The US District Court in Washington DC kicked out the attempts of journalists to quash their subpoenas on First Amendment grounds – a view later endorsed by the Court of Appeal last December, which held that no privilege protects journalists from being compelled to reveal their confidential sources when called to testify before grand juries. The judges agreed unanimously that the First Amendment does not provide a privilege from testimony before a grand jury, but were split on the issue of whether a common law privilege existed. Miller, Cooper and Time appealed their cases to the US Supreme Court, but to no avail.
Martin Soames, a media litigation partner at DLA Piper Rudnick Gray Cary, points to the US Supreme Court ruling of Branzburg v Hayes (1972), where the court recognised that freedom of speech could be sacrificed when there was a compelling need for it to be overruled. The “only hope” for the media, says Soames, came from dissenting judgments which suggested that journalists “should only be compelled in rare circumstances”. By contrast, he points to the protections afforded by the Contempt of Court Act 1981, Section 10, which says that a court cannot require someone to disclose sources unless the court is satisfied disclosure is necessary “in the interests of justice or national security or for the prevention of disorder or crime”.
“It’s always disturbing to see a court overcome a journalist’s assertion of privilege and even more disturbing to see that result in a journalist in prison,” comments John Borger, a media partner in the Minneapolis office of Faegre & Benson. “What happens is that it tends to encourage lawyers with less meritorious arguments to try and get information out of their sources.” Cooper avoided the same fate as Miller at the last minute after the source allowed him to divulge his identity. His employer, Time, appeared to cave in when, against Cooper’s wishes, it handed over documents to the court. Time noted that “even presidents have followed orders with which they strongly disagreed”.

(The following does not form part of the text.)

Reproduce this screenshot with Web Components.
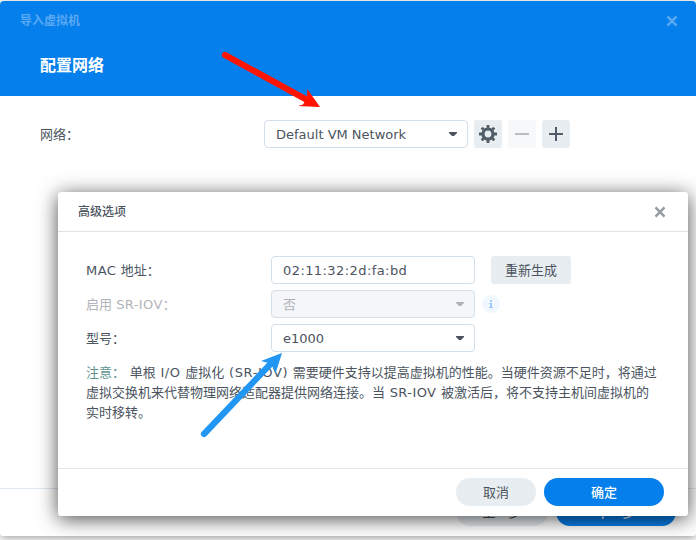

“The publisher of Time made a reasonable judgement that, if anyone could just ignore the orders of the Supreme Court, there really would be anarchy in the US,” comments Wimmer. “For the individual reporters there’s a different calculus – Matthew Cooper and Judith Miller don’t have shareholders and boards of directors [to answer to]. It’s just them and all they have is the integrity of their reporting.”
The Miller saga has energised efforts to persuade Congress to adopt a shield statute on the federal level with similar protection to those that exist at state level. Covington represents the NAA, which is one of more than 80 media groups and companies calling on Congress to pass the Free Flow of Information Act. It would allow testimony to be compelled from a journalist only after non-media sources have been exhausted and such testimony is essential to the investigation of a criminal case or to the resolution of a civil case. House of Representatives and Senate versions of the bill have been stalled in Congress since their introductions in February. “The First Amendment protection isn’t being enforced by the courts and there’s nothing we can do but to ask Congress for help,” Wimmer concludes.